● **GOAL**:
Leaving the pictures aside, transcribe every line below exactly.

● **RECORDED DATA**:
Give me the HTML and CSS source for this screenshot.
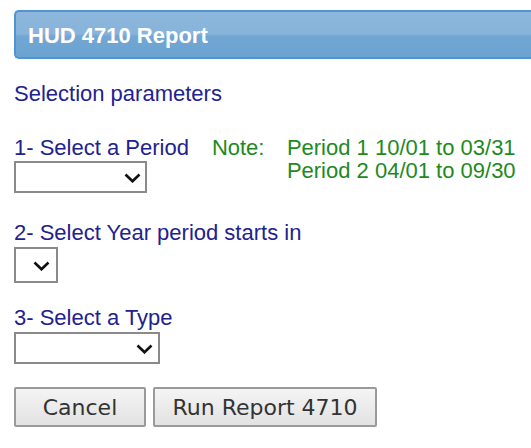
FILE: index.html
```html
<!DOCTYPE html>
<html>
<head>
<meta charset="utf-8">
<link rel="stylesheet" href="styles.css">
</head>
<body>
<div class="page">
  <div class="header">HUD 4710 Report</div>
  <div class="title">Selection parameters</div>

  <div class="section section-1">
    <div class="field">
      <div class="label">1- Select a Period</div>
      <div class="select select-period">
        <svg class="chev" width="17" height="10" viewBox="0 0 17 10"><path d="M1.5 1.5 L8.5 8.3 L15.5 1.5" fill="none" stroke="#111" stroke-width="2.6"/></svg>
      </div>
    </div>
    <div class="note">
      <span class="note-key">Note:</span>
      <div class="note-lines">
        <div>Period 1 10/01 to 03/31</div>
        <div>Period 2 04/01 to 09/30</div>
      </div>
    </div>
  </div>

  <div class="section section-2">
    <div class="label">2- Select Year period starts in</div>
    <div class="select select-year">
      <svg class="chev" width="17" height="10" viewBox="0 0 17 10"><path d="M1.5 1.5 L8.5 8.3 L15.5 1.5" fill="none" stroke="#111" stroke-width="2.6"/></svg>
    </div>
  </div>

  <div class="section section-3">
    <div class="label">3- Select a Type</div>
    <div class="select select-type">
      <svg class="chev" width="17" height="10" viewBox="0 0 17 10"><path d="M1.5 1.5 L8.5 8.3 L15.5 1.5" fill="none" stroke="#111" stroke-width="2.6"/></svg>
    </div>
  </div>

  <div class="buttons">
    <button class="btn btn-cancel">Cancel</button>
    <button class="btn btn-run">Run Report 4710</button>
  </div>
</div>
</body>
</html>
```

FILE: styles.css
```css
html, body {
  margin: 0;
  padding: 0;
  background: #ffffff;
  overflow: hidden;
}

.page {
  padding: 10px 0 0 14px;
  font-family: "Liberation Sans", Arial, sans-serif;
  font-size: 22px;
  line-height: 23px;
}

.header {
  box-sizing: border-box;
  height: 49px;
  display: flex;
  align-items: center;
  padding: 1px 0 0 12px;
  border: 2px solid #4f95d5;
  border-right: none;
  border-radius: 5px 0 0 5px;
  background: linear-gradient(#8db7dc 0%, #88b3da 48%, #72a7d3 54%, #6ba2d0 100%);
  color: #ffffff;
  font-weight: bold;
  font-size: 22px;
}

.title {
  margin-top: 23px;
  color: #22228f;
}

.label {
  color: #22228f;
  white-space: nowrap;
}

.section {
  display: flex;
  flex-direction: column;
  align-items: flex-start;
}

.section-1 {
  flex-direction: row;
  margin-top: 31px;
}

.field {
  display: flex;
  flex-direction: column;
  align-items: flex-start;
}

.section-2 {
  margin-top: 28px;
}

.section-3 {
  margin-top: 23px;
}

.select {
  box-sizing: border-box;
  display: flex;
  align-items: center;
  justify-content: flex-end;
  border: 2px solid #8a8a8a;
  background: #ffffff;
  margin-top: 2px;
}

.select-period {
  width: 133px;
  height: 32px;
  padding: 1px 4px 0 0;
}

.select-year {
  width: 44px;
  height: 36px;
  margin-top: 3px;
  padding: 1px 6px 0 0;
}

.select-type {
  width: 146px;
  height: 32px;
  margin-top: 3px;
  padding: 1px 5px 0 0;
}

.chev {
  display: block;
}

.note {
  display: flex;
  margin-left: 23px;
  color: #1e8a1e;
}

.note-key {
  width: 75px;
}

.buttons {
  display: flex;
  gap: 7px;
  margin-top: 23px;
}

.btn {
  box-sizing: border-box;
  height: 40px;
  padding: 0;
  border: 2px solid #9a9a9a;
  border-radius: 2px;
  background: linear-gradient(#f4f4f4, #e2e2e2);
  color: #333333;
  font-family: "DejaVu Sans", Verdana, sans-serif;
  font-size: 22px;
}

.btn-cancel {
  width: 132px;
}

.btn-run {
  width: 224px;
}
```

● **ANSWER TO THIS PROBLEM**:
Give me the HTML and CSS source for this screenshot.
FILE: index.html
```html
<!DOCTYPE html>
<html>
<head>
<meta charset="utf-8">
<link rel="stylesheet" href="styles.css">
</head>
<body>
<div class="page">
  <div class="header">HUD 4710 Report</div>
  <div class="title">Selection parameters</div>

  <div class="section section-1">
    <div class="field">
      <div class="label">1- Select a Period</div>
      <div class="select select-period">
        <svg class="chev" width="17" height="10" viewBox="0 0 17 10"><path d="M1.5 1.5 L8.5 8.3 L15.5 1.5" fill="none" stroke="#111" stroke-width="2.6"/></svg>
      </div>
    </div>
    <div class="note">
      <span class="note-key">Note:</span>
      <div class="note-lines">
        <div>Period 1 10/01 to 03/31</div>
        <div>Period 2 04/01 to 09/30</div>
      </div>
    </div>
  </div>

  <div class="section section-2">
    <div class="label">2- Select Year period starts in</div>
    <div class="select select-year">
      <svg class="chev" width="17" height="10" viewBox="0 0 17 10"><path d="M1.5 1.5 L8.5 8.3 L15.5 1.5" fill="none" stroke="#111" stroke-width="2.6"/></svg>
    </div>
  </div>

  <div class="section section-3">
    <div class="label">3- Select a Type</div>
    <div class="select select-type">
      <svg class="chev" width="17" height="10" viewBox="0 0 17 10"><path d="M1.5 1.5 L8.5 8.3 L15.5 1.5" fill="none" stroke="#111" stroke-width="2.6"/></svg>
    </div>
  </div>

  <div class="buttons">
    <button class="btn btn-cancel">Cancel</button>
    <button class="btn btn-run">Run Report 4710</button>
  </div>
</div>
</body>
</html>
```

FILE: styles.css
```css
html, body {
  margin: 0;
  padding: 0;
  background: #ffffff;
  overflow: hidden;
}

.page {
  padding: 10px 0 0 14px;
  font-family: "Liberation Sans", Arial, sans-serif;
  font-size: 22px;
  line-height: 23px;
}

.header {
  box-sizing: border-box;
  height: 49px;
  display: flex;
  align-items: center;
  padding: 1px 0 0 12px;
  border: 2px solid #4f95d5;
  border-right: none;
  border-radius: 5px 0 0 5px;
  background: linear-gradient(#8db7dc 0%, #88b3da 48%, #72a7d3 54%, #6ba2d0 100%);
  color: #ffffff;
  font-weight: bold;
  font-size: 22px;
}

.title {
  margin-top: 23px;
  color: #22228f;
}

.label {
  color: #22228f;
  white-space: nowrap;
}

.section {
  display: flex;
  flex-direction: column;
  align-items: flex-start;
}

.section-1 {
  flex-direction: row;
  margin-top: 31px;
}

.field {
  display: flex;
  flex-direction: column;
  align-items: flex-start;
}

.section-2 {
  margin-top: 28px;
}

.section-3 {
  margin-top: 23px;
}

.select {
  box-sizing: border-box;
  display: flex;
  align-items: center;
  justify-content: flex-end;
  border: 2px solid #8a8a8a;
  background: #ffffff;
  margin-top: 2px;
}

.select-period {
  width: 133px;
  height: 32px;
  padding: 1px 4px 0 0;
}

.select-year {
  width: 44px;
  height: 36px;
  margin-top: 3px;
  padding: 1px 6px 0 0;
}

.select-type {
  width: 146px;
  height: 32px;
  margin-top: 3px;
  padding: 1px 5px 0 0;
}

.chev {
  display: block;
}

.note {
  display: flex;
  margin-left: 23px;
  color: #1e8a1e;
}

.note-key {
  width: 75px;
}

.buttons {
  display: flex;
  gap: 7px;
  margin-top: 23px;
}

.btn {
  box-sizing: border-box;
  height: 40px;
  padding: 0;
  border: 2px solid #9a9a9a;
  border-radius: 2px;
  background: linear-gradient(#f4f4f4, #e2e2e2);
  color: #333333;
  font-family: "DejaVu Sans", Verdana, sans-serif;
  font-size: 22px;
}

.btn-cancel {
  width: 132px;
}

.btn-run {
  width: 224px;
}
```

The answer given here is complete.